Discounting offers several benefits in financial analysis, investment decisions, and strategic planning. By applying the concept of discounting, businesses and individuals can more accurately assess the value of future cash flows, investments, and financial instruments. Here are some key benefits of discounting:

  • Improves Cash Flow Management: By calculating the present value of future earnings, businesses can better manage their cash today. This helps in planning for investments, expenses, and savings.
  • Aids in Investment Decisions: Discounting helps investors compare the value of different investment opportunities. It allows them to see which investments offer the best return in today’s dollars, making it easier to choose the right one.
  • Enables Project Evaluation: Businesses use discounting to evaluate the profitability of projects. By comparing the present value of a project’s future cash flow to its cost, they can decide whether the project is worth pursuing.
  • Incorporates Time Value of Money: Discounting recognizes that money available now is worth more than the same amount in the future because of its potential earning capacity.
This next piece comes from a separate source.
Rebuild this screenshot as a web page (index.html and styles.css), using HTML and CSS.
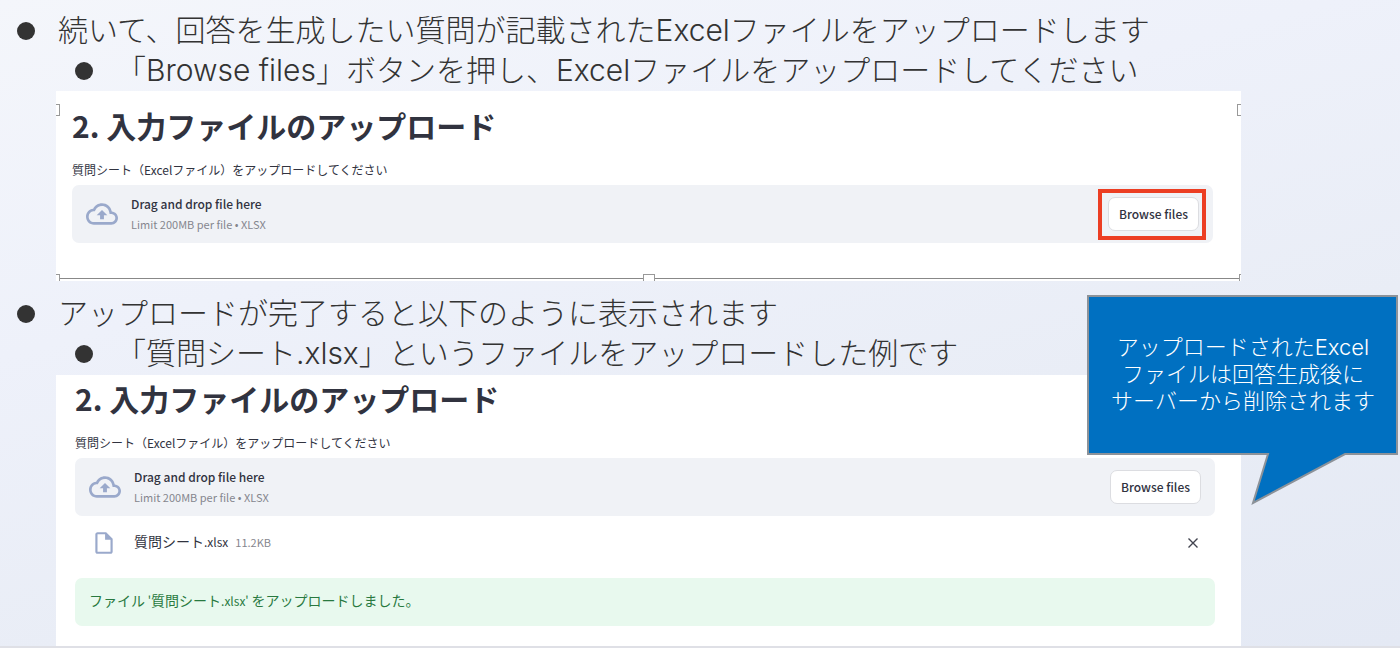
FILE: index.html
```
<!DOCTYPE html>
<html lang="ja">
<head>
    <meta charset="UTF-8">
    <title>入力ファイルのアップロード</title>
    <link rel="stylesheet" href="styles.css">
</head>
<body>
<div class="slide">
    <ul class="steps">
        <li>続いて、回答を生成したい質問が記載されたExcelファイルをアップロードします
            <ul>
                <li>「Browse files」ボタンを押し、Excelファイルをアップロードしてください</li>
            </ul>
        </li>
    </ul>

    <div class="panel before">
        <h2>2. 入力ファイルのアップロード</h2>
        <label class="title" for="browse1">質問シート（Excelファイル）をアップロードしてください</label>
        <div class="dropzone">
            <svg class="cloud" viewBox="0 0 24 24"><path d="M19.35 10.04C18.67 6.59 15.64 4 12 4 9.11 4 6.6 5.64 5.35 8.04 2.34 8.36 0 10.91 0 14c0 3.31 2.69 6 6 6h13c2.76 0 5-2.24 5-5 0-2.64-2.05-4.78-4.65-4.96zM19 18H6c-2.21 0-4-1.79-4-4 0-2.05 1.53-3.76 3.56-3.97l1.07-.11.5-.95C8.08 7.14 9.94 6 12 6c2.62 0 4.88 1.86 5.39 4.43l.3 1.5 1.53.11c1.56.1 2.78 1.41 2.78 2.96 0 1.65-1.35 3-3 3zM8 13h2.55v3h2.9v-3H16l-4-4z"/></svg>
            <div class="hint">
                <p>Drag and drop file here</p>
                <small>Limit 200MB per file • XLSX</small>
            </div>
            <div class="marked">
                <button type="button" class="browse" id="browse1">Browse files</button>
            </div>
        </div>
        <!-- 選択枠 -->
        <span class="handle top-left"></span>
        <span class="handle top-right"></span>
        <div class="frame-line">
            <span class="handle bottom-left"></span>
            <span class="handle bottom-center"></span>
            <span class="handle bottom-right"></span>
        </div>
    </div>

    <ul class="steps second">
        <li>アップロードが完了すると以下のように表示されます
            <ul>
                <li>「質問シート.xlsx」というファイルをアップロードした例です</li>
            </ul>
        </li>
    </ul>

    <div class="panel after">
        <h2>2. 入力ファイルのアップロード</h2>
        <label class="title" for="browse2">質問シート（Excelファイル）をアップロードしてください</label>
        <div class="dropzone">
            <svg class="cloud" viewBox="0 0 24 24"><path d="M19.35 10.04C18.67 6.59 15.64 4 12 4 9.11 4 6.6 5.64 5.35 8.04 2.34 8.36 0 10.91 0 14c0 3.31 2.69 6 6 6h13c2.76 0 5-2.24 5-5 0-2.64-2.05-4.78-4.65-4.96zM19 18H6c-2.21 0-4-1.79-4-4 0-2.05 1.53-3.76 3.56-3.97l1.07-.11.5-.95C8.08 7.14 9.94 6 12 6c2.62 0 4.88 1.86 5.39 4.43l.3 1.5 1.53.11c1.56.1 2.78 1.41 2.78 2.96 0 1.65-1.35 3-3 3zM8 13h2.55v3h2.9v-3H16l-4-4z"/></svg>
            <div class="hint">
                <p>Drag and drop file here</p>
                <small>Limit 200MB per file • XLSX</small>
            </div>
            <button type="button" class="browse" id="browse2">Browse files</button>
        </div>
        <div class="file">
            <svg class="doc" viewBox="0 0 24 24"><path d="M14 2H6c-1.1 0-1.99.9-1.99 2L4 20c0 1.1.89 2 1.99 2H18c1.1 0 2-.9 2-2V8l-6-6zM6 20V4h7v5h5v11H6z"/></svg>
            <p><span class="name">質問シート<span class="ext">.xlsx</span></span><small>11.2KB</small></p>
            <button type="button" class="remove" aria-label="削除">
                <svg viewBox="0 0 10 10"><path d="M0.5 0.5L9.5 9.5M9.5 0.5L0.5 9.5"/></svg>
            </button>
        </div>
        <p class="success">ファイル<span class="ext"> '</span>質問シート<span class="ext">.xlsx' </span>をアップロードしました。</p>
    </div>

    <div class="callout">
        <svg viewBox="0 0 312 210"><path d="M1 1H310V159H258L166 208L181 159H1Z"/></svg>
        <p>アップロードされたExcel<br>ファイルは回答生成後に<br>サーバーから削除されます</p>
    </div>
</div>
</body>
</html>
```
FILE: styles.css
```
* {
    padding: 0;
    margin: 0;
    box-sizing: border-box;
    list-style: none;
}

body {
    font-family: "Noto Sans CJK JP", sans-serif;
    color: #31333f;
    background: #e9edf6;
}

.slide {
    position: relative;
    min-height: 100vh;
    padding-top: 10px;
    border-bottom: 2px solid #dfe0e6;
    background: linear-gradient(165deg, #f4f6fb 0%, #eef1fa 35%, #e9edf6 65%, #e4e9f4 100%);
}

/* 箇条書き */
.steps {
    padding-left: 58px;
    padding-bottom: 1px;
    font-family: Inter, "Noto Sans CJK JP", sans-serif;
    font-size: 30px;
    font-weight: 300;
    line-height: 40px;
    color: #333;
}

.steps.second {
    padding-top: 12px;
    padding-bottom: 2px;
}

.steps li {
    position: relative;
}

.steps li li {
    margin-left: 58px;
}

.steps li::before {
    content: "";
    position: absolute;
    left: -41px;
    top: 12px;
    width: 18px;
    height: 18px;
    border-radius: 50%;
    background: #333;
}

/* アップロード画面 */
.panel {
    position: relative;
    margin: 0 159px 0 56px;
    background: #fff;
}

.before {
    padding: 12px 28px 38px 16px;
}

.after {
    padding: 1px 26px 20px 19px;
}

.panel h2 {
    font-size: 30px;
    font-weight: 700;
    line-height: 44px;
    margin-bottom: 13px;
}

.title {
    display: block;
    font-size: 12px;
    line-height: 20px;
    margin-bottom: 5px;
}

.dropzone {
    display: flex;
    align-items: center;
    gap: 13px;
    height: 58px;
    padding: 0 14px;
    border-radius: 7px;
    background: #f0f2f6;
}

.cloud {
    width: 32px;
    height: 32px;
    fill: #9aa9cb;
}

.hint {
    flex: 1;
    line-height: 20px;
}

.hint p {
    font-size: 12px;
    font-weight: 500;
}

small {
    display: block;
    font-size: 11px;
    color: #85868e;
}

.browse {
    width: 91px;
    height: 34px;
    padding-bottom: 2px;
    border: 1px solid #dcdde1;
    border-radius: 7px;
    background: #fff;
    color: #31333f;
    font-family: inherit;
    font-size: 12px;
    font-weight: 500;
}

.marked {
    position: relative;
}

.marked::after {
    content: "";
    position: absolute;
    inset: -8px -7px -9px -10px;
    border: 4px solid #ec3e23;
    pointer-events: none;
}

/* 選択枠のハンドル */
.handle {
    position: absolute;
    border: 1px solid #999;
    background: #fff;
}

.top-left,
.top-right {
    top: 13px;
    width: 4px;
    height: 12px;
}

.top-left,
.bottom-left {
    left: 0;
    border-left: 0;
}

.top-right,
.bottom-right {
    right: 0;
    border-right: 0;
}

.frame-line {
    position: absolute;
    left: 0;
    right: 0;
    bottom: 2px;
    height: 1px;
    background: #888;
}

.frame-line .handle {
    bottom: -2px;
    height: 7px;
    border-bottom: 0;
}

.bottom-left {
    width: 4px;
}

.bottom-right {
    width: 2px;
}

.bottom-center {
    left: 50%;
    width: 12px;
    margin-left: -6px;
}

/* アップロード済みファイル */
.file {
    display: flex;
    align-items: center;
    height: 54px;
    margin-bottom: 8px;
    padding: 0 16px;
}

.doc {
    width: 26px;
    height: 26px;
    margin-right: 17px;
    fill: #9aa9cb;
}

.file p {
    display: flex;
    flex: 1;
    align-items: baseline;
    gap: 7px;
    padding-bottom: 5px;
}

.name {
    font-size: 14px;
    line-height: 20px;
}

.ext {
    font-size: 12px;
    line-height: 1;
}

.remove {
    display: flex;
    border: 0;
    background: none;
}

.remove svg {
    width: 12px;
    height: 12px;
    padding: 1px;
    stroke: #42444f;
    stroke-width: 1.4;
}

.success {
    padding: 10px 14px 14px;
    border-radius: 7px;
    background: #e8f9ee;
    color: #28793f;
    font-size: 14px;
    line-height: 24px;
}

/* 吹き出し */
.callout {
    position: absolute;
    top: 295px;
    right: 1px;
    width: 312px;
}

.callout svg {
    display: block;
    fill: #0070c1;
    stroke: #8c9299;
    stroke-width: 2;
}

.callout p {
    position: absolute;
    top: 39px;
    left: 0;
    right: 0;
    color: #fff;
    font-family: Inter, "Noto Sans CJK JP", sans-serif;
    font-size: 22px;
    font-weight: 300;
    line-height: 27px;
    text-align: center;
}
```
This principle is crucial in financial planning and investment strategies.
  • Accounts for Risk: The discount rate can include risk factors, providing a more accurate value of future cash flow. Using higher rates for riskier projects ensures that the calculated present value reflects the uncertainty.
  • Facilitates Better Financial Comparisons: By converting future values to present values, discounting allows for a direct comparison between different financial options, considering both time and risk.

Discounting is a fundamental financial concept that enables individuals and businesses to value future cash flow in today’s terms, aiding in investment decisions, project evaluations, and financial planning.